I think dave zed might be right in your case. As the revs build up the voltage on the coil packs increases due to there being more revolutions, so more sparks per second. That puts more pressure on the insulation and if there are any route to earth (i.e. the body of the car) it will find them and you'll get a missfire, as a spark won't get produced.

 

Checking all of the coil packs is a good start.

 

HTH,

Ste

Get yourself a small handsprayer (like the ones that windowlene and stuff comes in). Wait until its very dark and preferably in your garage. Let the car run and with a friend in the drivers seat rev the car and spray a very light mist over the coil packs and leads. If you have a breakdown you will see "fireflys" as they short out.

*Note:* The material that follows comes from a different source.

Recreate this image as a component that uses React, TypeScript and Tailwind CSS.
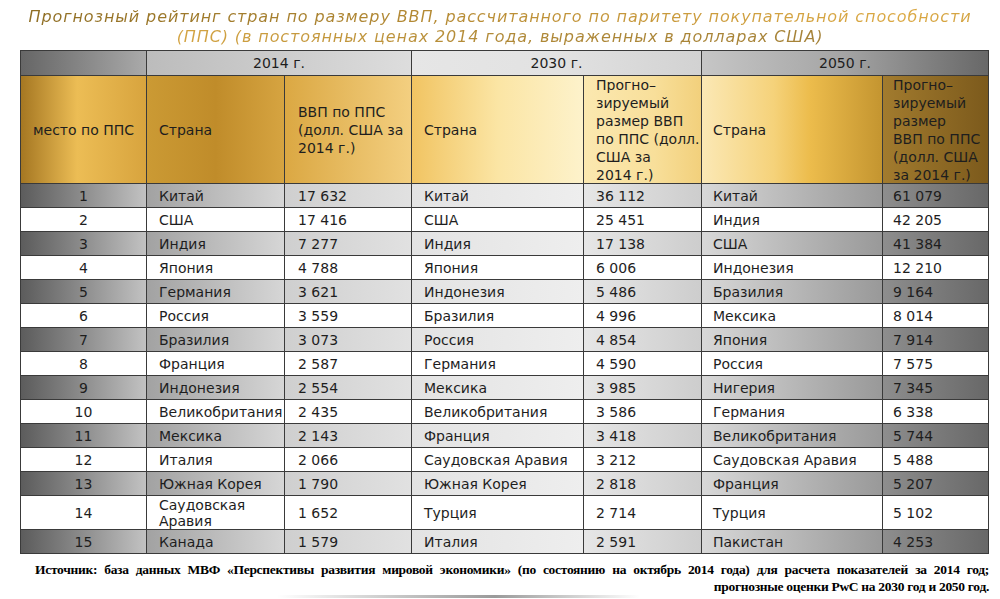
const rows: [string, string, string, string, string, string, string][] = [
  ['1', 'Китай', '17 632', 'Китай', '36 112', 'Китай', '61 079'],
  ['2', 'США', '17 416', 'США', '25 451', 'Индия', '42 205'],
  ['3', 'Индия', '7 277', 'Индия', '17 138', 'США', '41 384'],
  ['4', 'Япония', '4 788', 'Япония', '6 006', 'Индонезия', '12 210'],
  ['5', 'Германия', '3 621', 'Индонезия', '5 486', 'Бразилия', '9 164'],
  ['6', 'Россия', '3 559', 'Бразилия', '4 996', 'Мексика', '8 014'],
  ['7', 'Бразилия', '3 073', 'Россия', '4 854', 'Япония', '7 914'],
  ['8', 'Франция', '2 587', 'Германия', '4 590', 'Россия', '7 575'],
  ['9', 'Индонезия', '2 554', 'Мексика', '3 985', 'Нигерия', '7 345'],
  ['10', 'Великобритания', '2 435', 'Великобритания', '3 586', 'Германия', '6 338'],
  ['11', 'Мексика', '2 143', 'Франция', '3 418', 'Великобритания', '5 744'],
  ['12', 'Италия', '2 066', 'Саудовская Аравия', '3 212', 'Саудовская Аравия', '5 488'],
  ['13', 'Южная Корея', '1 790', 'Южная Корея', '2 818', 'Франция', '5 207'],
  ['14', 'Саудовская Аравия', '1 652', 'Турция', '2 714', 'Турция', '5 102'],
  ['15', 'Канада', '1 579', 'Италия', '2 591', 'Пакистан', '4 253'],
];

// серые полосы нечётных строк — у каждой колонки свой градиент
const grayCols = [
  'bg-gradient-to-r from-[#5c5c5c] to-[#c2c2c2]',
  'bg-gradient-to-r from-[#a2a2a2] to-[#d6d6d6]',
  'bg-gradient-to-r from-[#cfcfcf] to-[#e1e1e1]',
  'bg-gradient-to-r from-[#e3e3e3] to-[#eeeeee]',
  'bg-gradient-to-r from-[#e6e6e6] to-[#cdcdcd]',
  'bg-gradient-to-r from-[#d8d8d8] to-[#999999]',
  'bg-gradient-to-r from-[#8e8e8e] to-[#686868]',
];

const goldCols = [
  'bg-[linear-gradient(to_right,#a57722_0%,#ecbd55_45%,#d8a43e_100%)]',
  'bg-[linear-gradient(to_right,#cb9a34_0%,#c08c2a_50%,#d6a441_100%)]',
  'bg-[linear-gradient(to_right,#dba843_0%,#f3cf80_100%)]',
  'bg-[linear-gradient(to_right,#f1c462_0%,#fbe5a4_50%,#fdf2cb_100%)]',
  'bg-[linear-gradient(to_right,#fbe8b0_0%,#f8df9a_60%,#f2d07c_100%)]',
  'bg-[linear-gradient(to_right,#fbe8b5_0%,#f5d27a_40%,#ecbc4c_60%,#c49530_100%)]',
  'bg-[linear-gradient(to_right,#a27b2e_0%,#7c5a1c_100%)]',
];

const pad = ['justify-center', 'pl-[12px]', 'pl-[13px]', 'pl-[12px]', 'pl-[12px]', 'pl-[11px]', 'pl-[10px]'];

export default function App() {
  return (
    <div className="h-[599px] w-[1000px] overflow-hidden bg-white font-['DejaVu_Sans',sans-serif] text-[#1e1e1e]">
      <div className="h-[50px] pt-[7px] text-center text-[16px] italic leading-[20px] tracking-[0.9px]">
        <span className="bg-[linear-gradient(to_right,#8f6e24,#c3953a_35%,#dba944_55%,#b08937_80%,#a58238)] bg-clip-text text-transparent">
          Прогнозный рейтинг стран по размеру ВВП, рассчитанного по паритету покупательной способности
          <br />
          (ППС) (в постоянных ценах 2014 года, выраженных в долларах США)
        </span>
      </div>

      <div className="ml-[20px] grid w-[969px] grid-cols-[125px_137px_126px_171px_117px_180px_105px] grid-rows-[24px_107px_repeat(13,23px)_33px_23px] gap-px bg-[#3a3a3a] p-px text-[14px] leading-[16px]">
        {/* строка с годами */}
        <div className="bg-gradient-to-r from-[#666666] to-[#aaaaaa]" />
        <div className="col-span-2 flex items-center justify-center bg-gradient-to-r from-[#bcbcbc] to-[#dddddd]">2014 г.</div>
        <div className="col-span-2 flex items-center justify-center bg-gradient-to-r from-[#e6e6e6] via-[#e2e2e2] to-[#d2d2d2]">2030 г.</div>
        <div className="col-span-2 flex items-center justify-center bg-gradient-to-r from-[#c6c6c6] via-[#a4a4a4] to-[#686868]">2050 г.</div>

        {/* золотая шапка */}
        <div className={`flex items-center pl-[12px] ${goldCols[0]}`}>место по ППС</div>
        <div className={`flex items-center pl-[12px] ${goldCols[1]}`}>Страна</div>
        <div className={`flex items-center pl-[13px] leading-[18px] ${goldCols[2]}`}>
          <span>
            ВВП по ППС
            <br />
            (долл. США за
            <br />
            2014 г.)
          </span>
        </div>
        <div className={`flex items-center pl-[12px] ${goldCols[3]}`}>Страна</div>
        <div className={`overflow-hidden pl-[12px] leading-[18px] ${goldCols[4]}`}>
          Прогно–
          <br />
          зируемый
          <br />
          размер ВВП
          <br />
          по ППС (долл.
          <br />
          США за
          <br />
          2014 г.)
        </div>
        <div className={`flex items-center pl-[11px] ${goldCols[5]}`}>Страна</div>
        <div className={`overflow-hidden pl-[10px] leading-[18px] ${goldCols[6]}`}>
          Прогно–
          <br />
          зируемый
          <br />
          размер
          <br />
          ВВП по ППС
          <br />
          (долл. США
          <br />
          за 2014 г.)
        </div>

        {rows.map((r, i) =>
          r.map((v, j) => (
            <div
              key={`${i}-${j}`}
              className={`flex items-center ${pad[j]} ${i % 2 === 0 ? grayCols[j] : 'bg-white'}`}
            >
              {v}
            </div>
          )),
        )}
      </div>

      <div className="mt-[7px] ml-[35px] mr-[11px] font-['Liberation_Serif',serif] text-[13.5px] font-bold leading-[17px] tracking-[-0.3px] text-black">
        <p className="text-justify [text-align-last:justify]">
          Источник: база данных МВФ «Перспективы развития мировой экономики» (по состоянию на октябрь 2014 года) для расчета показателей за 2014 год;
        </p>
        <p className="text-right">прогнозные оценки PwC на 2030 год и 2050 год.</p>
      </div>
      <div className="ml-[277px] h-[3px] w-[363px] bg-[linear-gradient(to_right,transparent,#9a9a9a_60%,transparent)]" />
    </div>
  );
}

That'll give you a good indication and is free to do.

I must say however I did this on my 928 and it worked and I found the fault. If anyone knows that it shouldn't be done on a Zed (can't see why not) please speak up.

Mike

  • Author

i will try this.... can anyone confirm if this is a bad idea? also what is the cost for replacing plugs, coil packs and injector cables?

well as far as injector connectors go you can do a very cheap conversion just like dannzx did & i'm going to do! pop to your local scrap yard and check out the ford KA's etc the plugs fit all you have to do is shave the center lug off the injector!!! other wise they are about £8.50 each!!!